__Written instruction__
In the records below, work out how many lines hold the word "styles". Report the number alone.

__Records for the exercise__
[BEGIN]
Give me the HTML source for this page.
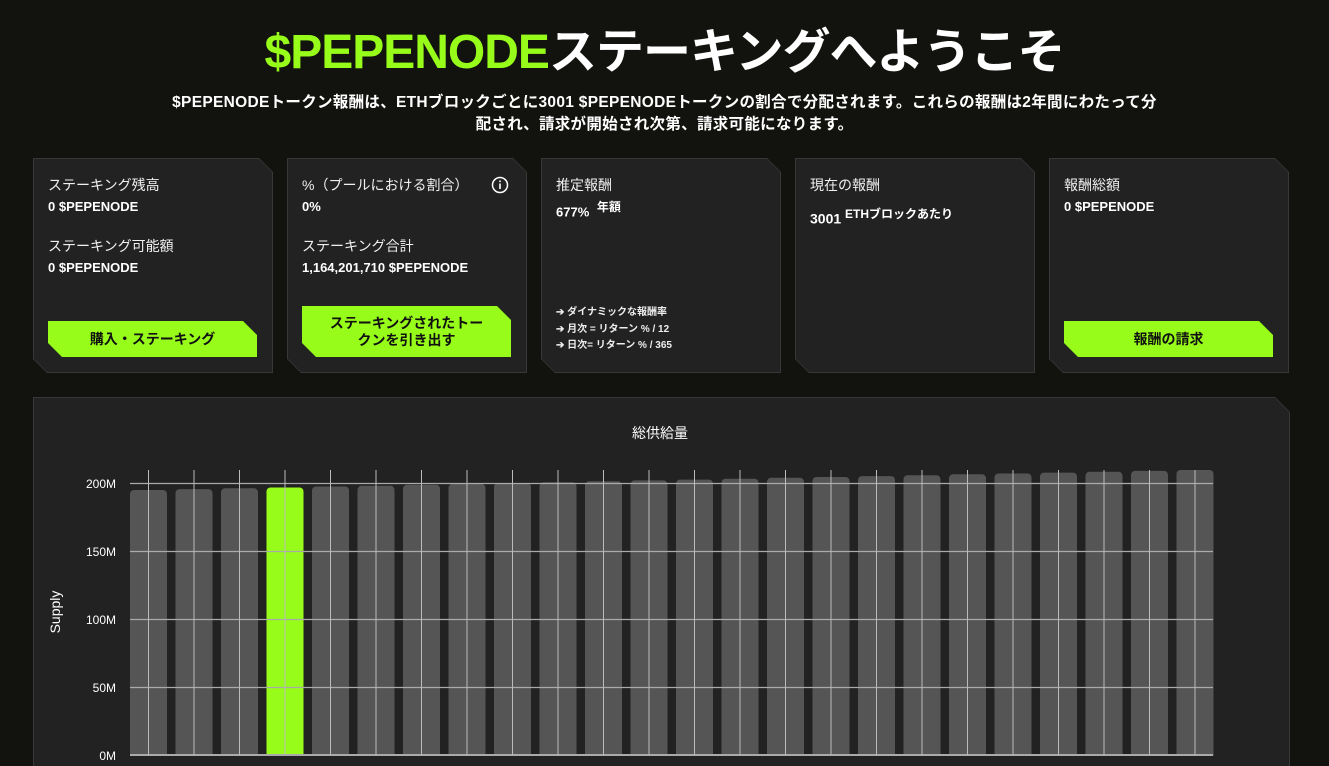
<!DOCTYPE html>
<html><head><meta charset="utf-8"><style>
*{margin:0;padding:0;box-sizing:border-box}
html,body{width:1329px;height:766px;overflow:hidden}
body{background:#12120e;font-family:"Liberation Sans","Noto Sans CJK JP",sans-serif;color:#fff;position:relative}
h1{position:absolute;top:22px;left:0;width:1329px;text-align:center;font-size:48px;font-weight:bold;letter-spacing:-1px;line-height:62px}
h1 span{color:#97fc1a}
.sub{position:absolute;top:92px;left:0;width:1329px;text-align:center;font-size:15.5px;letter-spacing:0.3px;font-weight:bold;line-height:22px;white-space:nowrap}
.card{position:absolute;top:158px;width:240px;height:215px;background:#38383a;clip-path:polygon(0 0,calc(100% - 14px) 0,100% 14px,100% 100%,14px 100%,0 calc(100% - 14px))}
.in{position:absolute;inset:1px;background:#222222;clip-path:polygon(0 0,calc(100% - 13px) 0,100% 13px,100% 100%,13px 100%,0 calc(100% - 13px));padding:16px 14px}
.l{font-size:14px;line-height:20px;color:#f0f0f0}
.v{font-size:13px;font-weight:bold;line-height:18px;margin-top:3px}
.btn{position:absolute;background:#97fc1a;color:#111;font-weight:bold;font-size:14px;text-align:center;clip-path:polygon(0 0,calc(100% - 14px) 0,100% 14px,100% 100%,14px 100%,0 calc(100% - 14px))}
.small{font-size:10px;line-height:16.5px;font-weight:bold;color:#eee}
.panel{position:absolute;left:33px;top:397px;width:1257px;height:369px;background:#38383a;clip-path:polygon(0 0,calc(100% - 15px) 0,100% 15px,100% 100%,0 100%)}
.panel .pi{position:absolute;inset:1px 1px 0 1px;background:#222;clip-path:polygon(0 0,calc(100% - 14px) 0,100% 14px,100% 100%,0 100%)}
</style></head><body>
<h1><span>$PEPENODE</span>ステーキングへようこそ</h1>
<div class="sub">$PEPENODEトークン報酬は、ETHブロックごとに3001 $PEPENODEトークンの割合で分配されます。これらの報酬は2年間にわたって分<br>配され、請求が開始され次第、請求可能になります。</div>

<div class="card" style="left:33px"><div class="in">
<div class="l">ステーキング残高</div><div class="v">0 $PEPENODE</div>
<div class="l" style="margin-top:20px">ステーキング可能額</div><div class="v">0 $PEPENODE</div>
<div class="btn" style="left:14px;top:162px;width:209px;height:36px;line-height:36px">購入・ステーキング</div>
</div></div>

<div class="card" style="left:287px"><div class="in">
<div class="l">%（プールにおける割合）</div><div class="v">0%</div>
<svg style="position:absolute;left:203px;top:17px" width="18" height="18"><circle cx="9" cy="9" r="7.5" fill="none" stroke="#fff" stroke-width="1.5"/><rect x="8.2" y="7.5" width="1.6" height="5.5" fill="#fff"/><rect x="8.2" y="4.5" width="1.6" height="1.6" fill="#fff"/></svg>
<div class="l" style="margin-top:20px">ステーキング合計</div><div class="v">1,164,201,710 $PEPENODE</div>
<div class="btn" style="left:14px;top:147px;width:209px;height:51px;line-height:17px;padding-top:9px">ステーキングされたトー<br>クンを引き出す</div>
</div></div>

<div class="card" style="left:541px"><div class="in">
<div class="l">推定報酬</div><div class="v">677% <sup style="font-size:12px;margin-left:4px">年額</sup></div>
<div class="small" style="position:absolute;left:14px;top:146px">➔ ダイナミックな報酬率<br>➔ 月次 = リターン % / 12<br>➔ 日次= リターン % / 365</div>
</div></div>

<div class="card" style="left:795px"><div class="in">
<div class="l">現在の報酬</div><div class="v" style="margin-top:10px;font-size:14px">3001 <sup style="font-size:12px">ETHブロックあたり</sup></div>
</div></div>

<div class="card" style="left:1049px"><div class="in">
<div class="l">報酬総額</div><div class="v">0 $PEPENODE</div>
<div class="btn" style="left:14px;top:162px;width:209px;height:36px;line-height:36px">報酬の請求</div>
</div></div>

<div class="panel"><div class="pi"></div></div>

<svg style="position:absolute;left:0;top:0" width="1329" height="766" font-family="Liberation Sans, sans-serif">
<text x="660" y="438" fill="#fff" font-size="14" text-anchor="middle" font-family="Liberation Sans, Noto Sans CJK JP, sans-serif">総供給量</text>
<text transform="translate(60,612) rotate(-90)" fill="#fff" font-size="14" text-anchor="middle">Supply</text>
<g fill="#fff" font-size="12" text-anchor="end">
<text x="116" y="488">200M</text><text x="116" y="556">150M</text><text x="116" y="624">100M</text><text x="116" y="692">50M</text><text x="116" y="760">0M</text></g>
<g fill="#555">
<rect x="130" y="490" width="37" height="300" rx="4"/>
<rect x="175.5" y="489.1" width="37" height="300" rx="4"/>
<rect x="221" y="488.3" width="37" height="300" rx="4"/>
<rect x="266.5" y="487.5" width="37" height="300" rx="4" fill="#97fc1a"/>
<rect x="312" y="486.5" width="37" height="300" rx="4"/>
<rect x="357.5" y="485.7" width="37" height="300" rx="4"/>
<rect x="403" y="484.8" width="37" height="300" rx="4"/>
<rect x="448.5" y="483.9" width="37" height="300" rx="4"/>
<rect x="494" y="483" width="37" height="300" rx="4"/>
<rect x="539.5" y="482.2" width="37" height="300" rx="4"/>
<rect x="585" y="481.3" width="37" height="300" rx="4"/>
<rect x="630.5" y="480.4" width="37" height="300" rx="4"/>
<rect x="676" y="479.6" width="37" height="300" rx="4"/>
<rect x="721.5" y="478.7" width="37" height="300" rx="4"/>
<rect x="767" y="477.8" width="37" height="300" rx="4"/>
<rect x="812.5" y="477" width="37" height="300" rx="4"/>
<rect x="858" y="476.1" width="37" height="300" rx="4"/>
<rect x="903.5" y="475.2" width="37" height="300" rx="4"/>
<rect x="949" y="474.3" width="37" height="300" rx="4"/>
<rect x="994.5" y="473.5" width="37" height="300" rx="4"/>
<rect x="1040" y="472.6" width="37" height="300" rx="4"/>
<rect x="1085.5" y="471.7" width="37" height="300" rx="4"/>
<rect x="1131" y="470.9" width="37" height="300" rx="4"/>
<rect x="1176.5" y="470" width="37" height="300" rx="4"/>
</g>
<rect x="125" y="756" width="1100" height="20" fill="#222"/>
<g stroke="#aaa" stroke-width="1.3">
<line x1="130" y1="483.5" x2="1213" y2="483.5"/><line x1="130" y1="551.5" x2="1213" y2="551.5"/><line x1="130" y1="619.5" x2="1213" y2="619.5"/><line x1="130" y1="687.5" x2="1213" y2="687.5"/><line x1="130" y1="755" x2="1213" y2="755" stroke-width="2"/>
</g>
<g stroke="#bbb" stroke-width="1">
<path d="M148.5 470V755M194 470V755M239.5 470V755M285 470V755M330.5 470V755M376 470V755M421.5 470V755M467 470V755M512.5 470V755M558 470V755M603.5 470V755M649 470V755M694.5 470V755M740 470V755M785.5 470V755M831 470V755M876.5 470V755M922 470V755M967.5 470V755M1013 470V755M1058.5 470V755M1104 470V755M1149.5 470V755M1195 470V755"/>
</g>
</svg>
</body></html>
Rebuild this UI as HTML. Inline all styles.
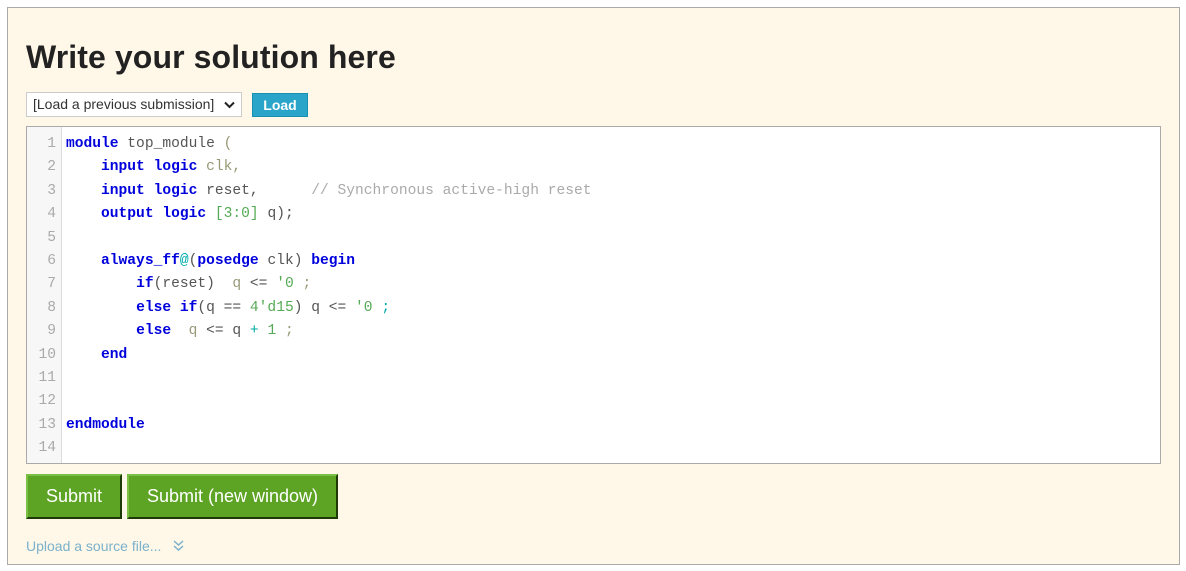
<!DOCTYPE html>
<html><head><style>
body{margin:0;background:#fff;font-family:"Liberation Sans",sans-serif;}
.panel{position:absolute;left:7px;top:7px;width:1171px;height:556px;background:#fff7e7;border:1px solid #aaa;}
h1{position:absolute;left:18px;top:31px;margin:0;font-size:32px;letter-spacing:0.1px;font-weight:bold;color:#222;}
.sel{position:absolute;left:18px;top:84px;width:216px;height:25px;background:#fff;border:1px solid #ccc;box-sizing:border-box;font-size:14px;color:#333;line-height:23px;padding-left:6px;}
.sel svg{position:absolute;right:6px;top:8px;}
.load{position:absolute;left:244px;top:85px;width:56px;height:24px;background:#2aa5c9;border:1px solid #1b8fb2;box-sizing:border-box;color:#fff;font-weight:bold;font-size:14px;text-align:center;line-height:22px;}
.ed{position:absolute;left:18px;top:118px;width:1135px;height:338px;background:#fff;border:1px solid #aaa;box-sizing:border-box;overflow:hidden;}
.gut{position:absolute;left:0;top:0;width:34px;height:100%;background:#f7f7f7;border-right:1px solid #ddd;}
pre{margin:0;position:absolute;top:6px;font-family:"Liberation Mono",monospace;font-size:14.6px;line-height:23.4px;}
.ln{left:0;width:29px;text-align:right;color:#aaa;}
.code{left:39px;color:#555;}
.k{color:#0000dd;font-weight:bold;}
.c{color:#aaa;}
.n{color:#5a5;}
.p{color:#997;}
.o{color:#0aa;}
.btn{position:absolute;top:466px;height:45px;background:#5ea424;border:2px solid #1d3a08;border-top-color:#7bbf45;border-left-color:#7bbf45;box-sizing:border-box;color:#fff;font-size:18px;text-align:center;line-height:41px;}
.up{position:absolute;left:18px;top:530px;font-size:14px;color:#7ab1cc;}
</style></head><body>
<div class="panel">
<h1>Write your solution here</h1>
<div class="sel">[Load a previous submission]<svg width="11" height="8" viewBox="0 0 11 8"><path d="M1 1.5L5.5 6L10 1.5" stroke="#222" stroke-width="2" fill="none"/></svg></div>
<div class="load">Load</div>
<div class="ed"><div class="gut"></div>
<pre class="ln">1
2
3
4
5
6
7
8
9
10
11
12
13
14</pre>
<pre class="code"><span class="k">module</span> top_module <span class="p">(</span>
    <span class="k">input</span> <span class="k">logic</span> <span class="p">clk,</span>
    <span class="k">input</span> <span class="k">logic</span> reset,      <span class="c">// Synchronous active-high reset</span>
    <span class="k">output</span> <span class="k">logic</span> <span class="n">[3:0]</span> q);

    <span class="k">always_ff</span><span class="o">@</span>(<span class="k">posedge</span> clk) <span class="k">begin</span>
        <span class="k">if</span>(reset)  <span class="p">q</span> &lt;= <span class="n">'0</span> <span class="p">;</span>
        <span class="k">else</span> <span class="k">if</span>(q == <span class="n">4'd15</span>) q &lt;= <span class="n">'0</span> <span class="o">;</span>
        <span class="k">else</span>  <span class="p">q</span> &lt;= q <span class="o">+</span> <span class="n">1</span> <span class="p">;</span>
    <span class="k">end</span>


<span class="k">endmodule</span>
</pre></div>
<div class="btn" style="left:18px;width:96px">Submit</div>
<div class="btn" style="left:119px;width:211px">Submit (new window)</div>
<div class="up">Upload a source file... &nbsp;&nbsp;<svg width="11" height="11" viewBox="0 0 11 11"><path d="M1 1L5.5 5L10 1M1 6L5.5 10L10 6" stroke="#7ab1cc" stroke-width="1.5" fill="none"/></svg></div>
</div>
</body></html>
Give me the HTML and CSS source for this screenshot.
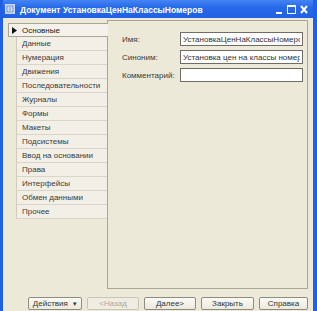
FILE: index.html
```html
<!DOCTYPE html>
<html lang="ru">
<head>
  <meta charset="UTF-8" />
  <meta name="viewport" content="width=device-width, initial-scale=1.0"/>
  <title>Документ УстановкаЦенНаКлассыНомеров</title>
  <link rel="stylesheet" href="styles.css">
</head>
<body>
  <div class="window">
    <!-- TITLE BAR -->
    <div class="titlebar">
      <svg class="app-icon" width="10" height="10" viewBox="0 0 10 10">
        <rect x="0.5" y="0.5" width="9" height="9" fill="#fff" stroke="#c9d6f2"/>
        <rect x="2" y="2" width="6" height="6" fill="none" stroke="#4a74c8"/>
        <line x1="3.5" y1="4" x2="6.5" y2="4" stroke="#4a74c8"/>
        <line x1="3.5" y1="6" x2="6.5" y2="6" stroke="#4a74c8"/>
      </svg>
      <span class="title">Документ УстановкаЦенНаКлассыНомеров</span>
      <svg class="controls" width="38" height="18" viewBox="0 0 38 18">
        <rect x="1" y="12" width="6" height="2" fill="#fff"/>
        <rect x="12.5" y="5.5" width="8" height="8" fill="none" stroke="#fff"/>
        <rect x="12" y="5" width="9" height="2" fill="#fff"/>
        <path d="M26 6 L32 13 M32 6 L26 13" stroke="#fff" stroke-width="2"/>
      </svg>
    </div>

    <!-- TABS + PANEL -->
    <div class="main">
      <ul class="tabs">
        <li class="tab active">
          <svg class="arrow" width="5" height="7" viewBox="0 0 5 7"><path d="M0 0 L5 3.5 L0 7 Z" fill="#111"/></svg>
          Основные
        </li>
        <li class="tab">Данные</li>
        <li class="tab">Нумерация</li>
        <li class="tab">Движения</li>
        <li class="tab">Последовательности</li>
        <li class="tab">Журналы</li>
        <li class="tab">Формы</li>
        <li class="tab">Макеты</li>
        <li class="tab">Подсистемы</li>
        <li class="tab">Ввод на основании</li>
        <li class="tab">Права</li>
        <li class="tab">Интерфейсы</li>
        <li class="tab">Обмен данными</li>
        <li class="tab">Прочее</li>
      </ul>

      <div class="panel">
        <div class="field">
          <label>Имя:</label>
          <input class="input" type="text" value="УстановкаЦенНаКлассыНомеров" />
        </div>
        <div class="field">
          <label>Синоним:</label>
          <input class="input" type="text" value="Установка цен на классы номеров" />
        </div>
        <div class="field">
          <label>Комментарий:</label>
          <input class="input" type="text" value="" />
        </div>
      </div>
    </div>

    <!-- BOTTOM BUTTONS -->
    <div class="buttons">
      <button class="btn btn-actions">Действия <span class="caret">▾</span></button>
      <button class="btn btn-back" disabled>&lt;Назад</button>
      <button class="btn btn-next">Далее&gt;</button>
      <button class="btn btn-close">Закрыть</button>
      <button class="btn btn-help">Справка</button>
    </div>
  </div>
</body>
</html>
```

FILE: styles.css
```css
:root {
  --blue: #2160e4;
  --bg: #ece9d8;
  --tab: #f2f0e6;
  --line: #a9a698;
  --text: #3a3a3a;
}
* {
  box-sizing: border-box;
}
body {
  margin: 0;
  width: 317px;
  height: 311px;
  overflow: hidden;
  background: var(--bg);
  color: var(--text);
  font-family: "Liberation Sans", Arial, sans-serif;
  font-size: 8px;
}
.window {
  height: 311px;
  display: flex;
  flex-direction: column;
  background: var(--bg);
  border-left: 3px solid var(--blue);
  border-right: 4px solid var(--blue);
}
.titlebar {
  height: 18px;
  display: flex;
  align-items: center;
  background: linear-gradient(#4585f4, #2869ea 40%, #2160e4);
  color: #fff;
}
.app-icon {
  margin: 0 5px 0 2px;
}
.title {
  flex: 1;
  font-weight: bold;
  font-size: 8.5px;
  padding-top: 2px;
  white-space: nowrap;
}
.main {
  display: flex;
  padding: 2px 5px 0 5px;
}
.tabs {
  list-style: none;
  margin: 3px 0 0;
  padding: 0;
  width: 99px;
}
.tab {
  height: 14px;
  display: flex;
  align-items: center;
  margin-left: 8px;
  padding-left: 5px;
  background: var(--tab);
  border-left: 1px solid #cfccbe;
  border-bottom: 1px solid #d9d6c9;
  white-space: nowrap;
}
.tab.active {
  position: relative;
  z-index: 1;
  margin-left: 0;
  margin-right: -1px;
  padding-left: 3px;
  background: #f4f2ea;
  border: 1px solid var(--line);
  border-right: none;
  color: #222;
}
.arrow {
  margin-right: 5px;
}
.panel {
  flex: 1;
  height: 269px;
  border: 1px solid var(--line);
  padding: 11px 4px 0 14px;
  display: flex;
  flex-direction: column;
  gap: 4px;
}
.field {
  display: flex;
  align-items: center;
  height: 14px;
}
.field label {
  width: 58px;
}
.input {
  flex: 1;
  min-width: 0;
  height: 14px;
  margin: 0;
  padding: 0 2px;
  border: 1px solid #6f6d66;
  background: #fff;
  color: #333;
  font-family: "Liberation Sans", Arial, sans-serif;
  font-size: 8px;
  outline: none;
}
.buttons {
  display: flex;
  gap: 5px;
  margin-top: 8px;
  padding-left: 25px;
}
.btn {
  height: 13px;
  padding: 0;
  border: 1px solid #8e8b80;
  border-radius: 2px;
  background: linear-gradient(#fbfaf5, #ece9dc);
  color: #333;
  font-family: "Liberation Sans", Arial, sans-serif;
  font-size: 8px;
  line-height: 11px;
}
.btn:disabled {
  color: #aca899;
  border-color: #c9c6b8;
  background: #efede2;
}
.btn-actions {
  width: 54px;
}
.caret {
  margin-left: 3px;
  font-size: 7px;
}
.btn-back,
.btn-next {
  width: 52px;
}
.btn-close {
  width: 53px;
}
.btn-help {
  width: 49px;
}
```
[END]
__Answer__
3